Even the way she describes her race breakdown seems so easy, so simple, for a runner, who knows nothing about tactful running, to understand. “The difference between first and seventh place is basically a second per lap, so basically the same pace. So I didn’t want to get too stressed out that I had to be right there like right now. I let the race play out.”
It’s relatable and makes sense—how many times have you watched a gap form between runners during a long track race and noticed they are still running stride for stride? I know I have. All of these smaller things, from how she races to how she speaks about that race, bring a level of innocence back to running—a really fast, hardcore, inspiring, badass level of innocence.

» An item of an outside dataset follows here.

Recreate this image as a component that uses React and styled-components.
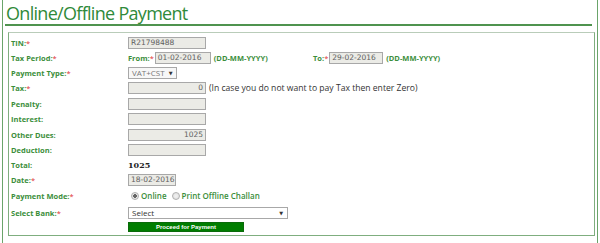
import React from 'react';
import styled, { createGlobalStyle } from 'styled-components';

const GlobalStyle = createGlobalStyle`
    html, body {
        margin: 0;
        padding: 0;
        background: #ffffff;
    }
    body {
        font-family: "Open Sans", "DejaVu Sans", sans-serif;
    }
`;

const green = '#3b8e3b';

const Page = styled.div`
    margin: 0 2px;
    height: 243px;
    border-left: 1px solid #6aa46a;
    border-right: 1px solid #6aa46a;
    box-sizing: border-box;
`;

const Title = styled.h1`
    margin: 0;
    padding: 2px 0 0 3px;
    height: 22px;
    font-size: 18px;
    line-height: 22px;
    font-weight: 400;
    color: #2f8a3a;
    letter-spacing: -0.7px;
`;

const Rule = styled.div`
    height: 2px;
    margin: 0 5px 6px 2px;
    background: #4f934f;
`;

const Box = styled.div`
    margin: 0 2px 0 5px;
    height: 204px;
    box-sizing: border-box;
    border: 1px solid #7fae7f;
    border-top-color: #b9ccb9;
    padding: 2px 0 0 2px;
`;

const Row = styled.div`
    display: flex;
    align-items: center;
    height: ${props => props.h || 15}px;
`;

const Label = styled.div`
    width: 117px;
    font-size: 7.5px;
    font-weight: 700;
    color: ${green};
`;

const Star = styled.span`
    color: #e03030;
    font-weight: 400;
`;

const Cell = styled.div`
    display: flex;
    align-items: center;
    white-space: nowrap;
    width: ${props => (props.w ? `${props.w}px` : 'auto')};
`;

const Field = styled.div`
    width: ${props => props.w || 78}px;
    height: 12px;
    box-sizing: border-box;
    border: 1px solid #a8a8a8;
    background: #ebebe6;
    color: #606060;
    line-height: 10px;
    padding: 0 2px;
    white-space: nowrap;
    overflow: hidden;
    text-align: ${props => (props.right ? 'right' : 'left')};
    font-family: "DejaVu Sans", sans-serif;
    font-size: 7.5px;
`;

const Inline = styled.span`
    color: ${green};
    font-weight: 700;
    font-size: 7.5px;
    margin: ${props => props.m || '0'};
`;

const Hint = styled.span`
    color: #333;
    font-size: 8.6px;
    margin-left: 3px;
`;

const DropBox = styled.div`
    width: ${props => props.w}px;
    height: 12px;
    box-sizing: border-box;
    border: 1px solid #a8a8a8;
    background: ${props => props.bg || '#fff'};
    color: ${props => props.fg || '#333'};
    font-size: 8px;
    line-height: 10px;
    padding: 0 4px 0 3px;
    display: flex;
    justify-content: ${props => (props.spread ? 'space-between' : 'flex-start')};
    align-items: center;
    gap: 4px;
`;

const Arrow = styled.span`
    font-size: 5px;
    color: #333;
`;

const Total = styled.span`
    font-size: 8px;
    font-weight: 700;
    color: #222;
    font-family: "DejaVu Serif", serif;
`;

const Radio = styled.span`
    width: 6px;
    height: 6px;
    border-radius: 50%;
    border: 1px solid #b0b0b0;
    background: radial-gradient(circle, ${props => (props.on ? '#666 0, #666 1.6px, #e6e6e6 2px' : '#f2f2f2 0, #dcdcdc 100%')});
    margin: 0 2px 0 ${props => props.ml || 0}px;
`;

const RadioText = styled.span`
    color: ${green};
    font-size: 8px;
    font-weight: 600;
`;

const Button = styled.div`
    width: 116px;
    height: 10px;
    box-sizing: border-box;
    background: #007d00;
    border: 1px solid #0a6a0a;
    color: #fff;
    font-family: "Liberation Sans", Arial, sans-serif;
    font-weight: 700;
    font-size: 6px;
    line-height: 8px;
    text-align: center;
`;

const L = ({ text, req }) => (
    <Label>
        {text}
        {req && <Star>*</Star>}
    </Label>
);

const App = () => (
    <>
        <GlobalStyle />
        <Page>
            <Title>Online/Offline Payment</Title>
            <Rule />
            <Box>
                <Row>
                    <L text="TIN:" req />
                    <Field>R21798488</Field>
                </Row>
                <Row>
                    <L text="Tax Period:" req />
                    <Cell w={185}>
                        <Inline m="0 1px 0 0">From:<Star>*</Star></Inline>
                        <Field w={56}>01-02-2016</Field>
                        <Inline m="0 0 0 3px">(DD-MM-YYYY)</Inline>
                    </Cell>
                    <Cell>
                        <Inline m="0 1px 0 0">To:<Star>*</Star></Inline>
                        <Field w={54}>29-02-2016</Field>
                        <Inline m="0 0 0 3px">(DD-MM-YYYY)</Inline>
                    </Cell>
                </Row>
                <Row>
                    <L text="Payment Type:" req />
                    <DropBox w={49} bg="#f7f7f7" fg="#777">
                        VAT+CST <Arrow>▼</Arrow>
                    </DropBox>
                </Row>
                <Row h={16}>
                    <L text="Tax:" req />
                    <Cell>
                        <Field right>0</Field>
                        <Hint>(In case you do not want to pay Tax then enter Zero)</Hint>
                    </Cell>
                </Row>
                <Row>
                    <L text="Penalty:" />
                    <Field />
                </Row>
                <Row h={16}>
                    <L text="Interest:" />
                    <Field />
                </Row>
                <Row>
                    <L text="Other Dues:" />
                    <Field right>1025</Field>
                </Row>
                <Row>
                    <L text="Deduction:" />
                    <Field />
                </Row>
                <Row>
                    <L text="Total:" />
                    <Total>1025</Total>
                </Row>
                <Row>
                    <L text="Date:" req />
                    <Field w={48}>18-02-2016</Field>
                </Row>
                <Row h={17}>
                    <L text="Payment Mode:" req />
                    <Cell>
                        <Radio on ml={3} />
                        <RadioText>Online</RadioText>
                        <Radio ml={5} />
                        <RadioText>Print Offline Challan</RadioText>
                    </Cell>
                </Row>
                <Row h={17}>
                    <L text="Select Bank:" req />
                    <DropBox w={160} spread>
                        Select <Arrow>▼</Arrow>
                    </DropBox>
                </Row>
                <Row h={12}>
                    <Label />
                    <Button>Proceed for Payment</Button>
                </Row>
            </Box>
        </Page>
    </>
);

export default App;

So is she the Cinderella story everyone will be rooting for at the Olympics? I guess it depends on how you look at it. She shot herself to fame already after darting past the incomparable Huddle, who holds the U.S. record, to claim a world medal, so perhaps she’s already had her underdog moment in the spotlight. On the other hand, maybe that “fluke” was her shortcut to launching the Infeld name onto the radar of this year’s Olympic track and field fans. While Shalane Flanagan focuses on the marathon, it could be Infeld who steals America’s heart on the track.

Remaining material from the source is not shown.